Please note that we provide a modified version of SVDPACK in /External/SVDPACKC that makes all the changes described below. You should be able to compile and install this code via the External/install.sh script. If that fails you can follow the steps described in the install script manually. If for some reason you would prefer to start with a fresh copy of SVDPACKC, you can follow the directions below (which also explain the changes we have made and included in SenseClusters /External/SVDPACKC).

SVDPACKC (Feb 2004 version or better)

SVDPACKC is a C program that performs SVD. It is available for download from http://www.netlib.org/svdpack. SVDPACKC does not have a version number associated with it, but check the files in your download to make sure they are dated from at least Feb 2004. The version we include and modify in /External/SVDPACKC is the Feb 2004 version.

Please note that you should use version 3.2.2, 3.2.3, or 3.3.0 of the gcc compiler. Segmentation faults results if you use version 4 or better.
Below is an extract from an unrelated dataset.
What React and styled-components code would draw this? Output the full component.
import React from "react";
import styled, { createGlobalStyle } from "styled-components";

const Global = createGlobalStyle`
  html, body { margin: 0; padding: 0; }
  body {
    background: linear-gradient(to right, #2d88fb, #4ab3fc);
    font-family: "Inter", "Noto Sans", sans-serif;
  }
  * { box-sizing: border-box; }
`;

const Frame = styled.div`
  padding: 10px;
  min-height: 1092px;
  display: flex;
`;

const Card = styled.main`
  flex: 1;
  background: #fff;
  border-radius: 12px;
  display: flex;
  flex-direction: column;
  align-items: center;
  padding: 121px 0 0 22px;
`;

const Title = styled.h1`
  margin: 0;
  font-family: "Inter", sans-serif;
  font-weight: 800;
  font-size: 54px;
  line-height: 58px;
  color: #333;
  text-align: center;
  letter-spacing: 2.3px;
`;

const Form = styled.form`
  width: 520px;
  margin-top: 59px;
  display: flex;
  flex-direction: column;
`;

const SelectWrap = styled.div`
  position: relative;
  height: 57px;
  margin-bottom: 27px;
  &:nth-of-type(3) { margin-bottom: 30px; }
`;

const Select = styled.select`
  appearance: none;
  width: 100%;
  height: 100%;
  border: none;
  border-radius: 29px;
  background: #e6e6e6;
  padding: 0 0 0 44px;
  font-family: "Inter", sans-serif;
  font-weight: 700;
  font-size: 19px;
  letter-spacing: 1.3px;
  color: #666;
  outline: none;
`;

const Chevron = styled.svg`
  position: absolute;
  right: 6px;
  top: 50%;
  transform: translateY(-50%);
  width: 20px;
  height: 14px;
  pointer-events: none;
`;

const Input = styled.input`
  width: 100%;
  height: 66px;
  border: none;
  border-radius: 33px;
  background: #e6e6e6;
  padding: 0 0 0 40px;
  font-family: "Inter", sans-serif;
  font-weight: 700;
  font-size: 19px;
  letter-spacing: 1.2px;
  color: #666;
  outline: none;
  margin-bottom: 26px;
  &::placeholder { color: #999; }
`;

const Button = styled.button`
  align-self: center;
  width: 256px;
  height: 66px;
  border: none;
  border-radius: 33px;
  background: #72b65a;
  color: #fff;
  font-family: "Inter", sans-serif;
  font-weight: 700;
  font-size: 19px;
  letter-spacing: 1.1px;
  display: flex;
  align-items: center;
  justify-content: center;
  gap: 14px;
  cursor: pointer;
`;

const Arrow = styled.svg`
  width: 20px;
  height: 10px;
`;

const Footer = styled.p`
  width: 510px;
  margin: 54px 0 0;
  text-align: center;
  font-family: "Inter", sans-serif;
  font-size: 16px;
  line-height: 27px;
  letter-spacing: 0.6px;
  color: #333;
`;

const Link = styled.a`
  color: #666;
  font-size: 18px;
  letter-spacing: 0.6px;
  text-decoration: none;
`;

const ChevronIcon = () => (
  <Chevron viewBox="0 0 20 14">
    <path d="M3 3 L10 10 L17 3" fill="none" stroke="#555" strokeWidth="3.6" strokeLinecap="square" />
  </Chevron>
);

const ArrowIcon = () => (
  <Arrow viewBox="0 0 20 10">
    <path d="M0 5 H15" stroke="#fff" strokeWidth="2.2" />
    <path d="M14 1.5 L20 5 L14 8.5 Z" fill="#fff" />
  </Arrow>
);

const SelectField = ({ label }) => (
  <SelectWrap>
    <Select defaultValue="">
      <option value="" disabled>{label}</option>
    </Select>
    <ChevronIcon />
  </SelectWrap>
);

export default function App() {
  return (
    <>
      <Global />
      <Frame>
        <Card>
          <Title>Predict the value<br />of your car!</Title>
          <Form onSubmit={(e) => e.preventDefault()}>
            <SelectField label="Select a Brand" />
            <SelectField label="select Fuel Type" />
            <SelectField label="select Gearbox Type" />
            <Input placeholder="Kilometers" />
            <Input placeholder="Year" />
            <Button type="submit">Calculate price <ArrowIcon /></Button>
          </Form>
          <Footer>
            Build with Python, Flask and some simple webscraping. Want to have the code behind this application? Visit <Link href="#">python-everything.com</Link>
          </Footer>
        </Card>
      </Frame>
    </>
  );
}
We are currently investigating the use of SVDLIDC as an alternative for our SVD processing.

While installing SVDPACKC, make sure to -

   1. 	In las2.c, uncomment the following line 

	/*	#define  UNIX_CREAT	*/

	if you are running on a Unix or Linux platform.
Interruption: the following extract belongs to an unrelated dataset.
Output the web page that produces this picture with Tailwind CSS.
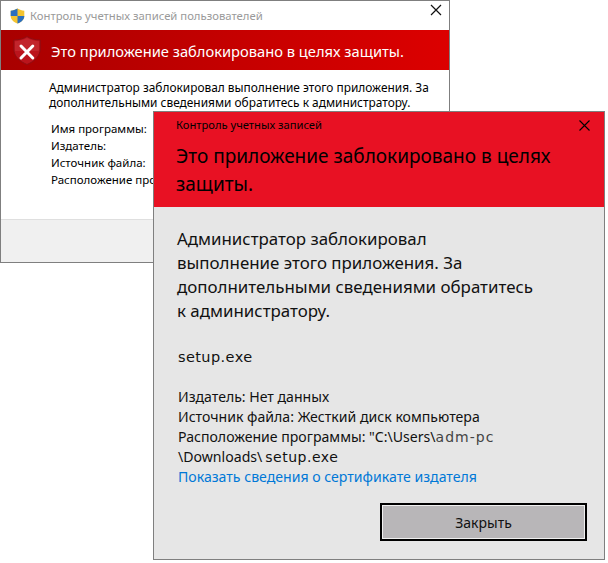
<!DOCTYPE html>
<html lang="ru"><head><meta charset="utf-8">
<script src="https://cdn.jsdelivr.net/npm/@tailwindcss/browser@4"></script>
</head>
<body class="bg-white">
<div class="relative w-[608px] h-[563px] overflow-hidden bg-white font-['Noto_Sans','Open_Sans',sans-serif]">
  <!-- back window -->
  <div class="absolute left-0 top-0 w-[450px] h-[263px] border border-[#7f7f7f] bg-white flex flex-col">
    <div class="h-[29px] flex items-center pl-[9px] relative">
      <svg width="15" height="16" viewBox="0 0 15 16" class="shrink-0"><path d="M7.500 0.500 C5.500 1.800 3 2.500 0.700 2.700 L0.700 8 C0.700 11.500 3.500 14 7.500 15.500 C11.500 14 14.300 11.500 14.300 8 L14.300 2.700 C12 2.500 9.500 1.800 7.500 0.500Z" fill="#f4c430"/><path d="M7.500 0.500 C5.500 1.800 3 2.500 0.700 2.700 L0.700 8 L7.500 8Z" fill="#2a6fc0"/><path d="M7.500 8 L14.300 8 C14.300 11.500 11.500 14 7.500 15.500Z" fill="#2a6fc0"/></svg>
      <span class="ml-[5px] text-[11.3px] leading-none text-[#9a9a9a]">Контроль учетных записей пользователей</span>
      <svg width="12" height="12" viewBox="0 0 12 12" class="absolute right-[7px] top-[3px]"><path d="M1 1L11 11M11 1L1 11" stroke="#111" stroke-width="1.200" fill="none"/></svg>
    </div>
    <div class="h-[40px] bg-gradient-to-r from-[#a80000] via-[#c40000] to-[#dc0000] flex items-center pl-[12px]">
      <svg width="28" height="29" viewBox="0 0 28 29" class="shrink-0"><path d="M14 0.500 C10.500 2.800 5.500 4 0.800 4 L0.800 13 C0.800 20 6.500 25.500 14 28.500 C21.500 25.500 27.200 20 27.200 13 L27.200 4 C22.500 4 17.500 2.800 14 0.500Z" fill="#bb141c" stroke="#8e0d12" stroke-width="1"/><path d="M14 2 C17.500 4 22 5.200 26 5.300 L26 13 C26 14 26 14 25.800 15 L2.200 15 C2 14 2 14 2 13 L2 5.300 C6 5.200 10.500 4 14 2Z" fill="#e0686c" opacity="0.2"/><path d="M8 10L19.800 22M19.800 10L8 22" stroke="#fff" stroke-width="3" fill="none" stroke-linecap="round"/></svg>
      <span class="ml-[10px] mt-[2px] text-[14.7px] leading-none text-white">Это приложение заблокировано в целях защиты.</span>
    </div>
    <div class="flex-1 pl-[48px] pt-[10px] text-[11.9px] leading-[15px] text-black">
      <p class="whitespace-nowrap">Администратор заблокировал выполнение этого приложения. За</p>
      <p class="whitespace-nowrap">дополнительными сведениями обратитесь к администратору.</p>
      <div class="mt-[10px] pl-[2px] text-[11.5px] leading-[17px]">
        <p>Имя программы:</p>
        <p>Издатель:</p>
        <p>Источник файла:</p>
        <p class="whitespace-nowrap">Расположение программы:</p>
      </div>
    </div>
    <div class="h-[43px] shrink-0 bg-[#f0f0f0] border-t border-[#dfdfdf]"></div>
  </div>
  <!-- front window -->
  <div class="absolute left-[153px] top-[111px] w-[452px] h-[449px] border border-[#7f7f7f] bg-[#e6e6e6] flex flex-col">
    <div class="h-[95px] shrink-0 bg-[#e81123] relative pl-[22px] pt-[5px] text-black">
      <p class="text-[11.2px] leading-[16px]">Контроль учетных записей</p>
      <p class="mt-[9px] w-[400px] text-[19px] leading-[28px]">Это приложение заблокировано в целях защиты.</p>
      <svg width="11" height="11" viewBox="0 0 11 11" class="absolute right-[14px] top-[8px]"><path d="M0.500 0.500L10.500 10.500M10.500 0.500L0.500 10.500" stroke="#000" stroke-width="1.100" fill="none"/></svg>
    </div>
    <div class="flex-1 pl-[24px] flex flex-col text-[#111]">
      <p class="mt-[20px] -ml-[1px] text-[16.9px] leading-[24px] w-[390px]">Администратор заблокировал<br>выполнение этого приложения. За<br>дополнительными сведениями обратитесь<br>к администратору.</p>
      <p class="mt-[20px] text-[14.5px] leading-[28px] font-['DejaVu_Sans',sans-serif] tracking-[0.4px]">setup.exe</p>
      <div class="mt-[16px] text-[14.1px] leading-[20px] whitespace-nowrap">
        <p>Издатель: Нет данных</p>
        <p>Источник файла: Жесткий диск компьютера</p>
        <p>Расположение программы: "C:\Users\<span class="font-['DejaVu_Sans',sans-serif] text-[14px] text-[#444] tracking-[1px]">adm-pc</span></p>
        <p>\Downloads\<span class="font-['DejaVu_Sans',sans-serif] text-[14px] tracking-[0.5px] ml-[3px]">setup.exe</span></p>
        <p class="text-[#0078d7]">Показать сведения о сертификате издателя</p>
      </div>
      <div class="mt-[16px] mr-[17px] self-end w-[207px] h-[38px] border-[2px] border-black bg-[#b8b6b8] shadow-[inset_0_0_0_1px_#f0f0f0] flex items-center justify-center text-[14px]">Закрыть</div>
    </div>
  </div>
</div>
</body></html>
   2. 	In las2.h, modify the default values of constants LMTNW, NMAX and  
	NZMAX to some larger numbers such that -

	NMAX 	= Maximum size of the feature space before reduction 
		  (we set this to 30,000)
	NZMAX 	= Maximum possible number of Non-zero entries 
		  (we assume our 30,000 x 30,000 matrix is at most 1% dense
		  and hence NZMAX = 30,000 x 30,000 / 100 = 9,000,000)
	LMTNW 	= Maximum Work Space Area required 
		= 6*NMAX + 4*NMAX + 1 + NMAX*NMAX
		  (we set LMTNW = 900300001 for a 
		  1% dense 30,000 x 30,000 matrix)

   3. 	Modify the file makefile so that ANSI C is used. 

	CC = gcc -ansi

        [Please use gcc version 3.2.2, 3.2.3, or 3.3.0 when compiling SVDPACKC.
	gcc versions 4.0.0 and above appear to result in segmentation faults.] 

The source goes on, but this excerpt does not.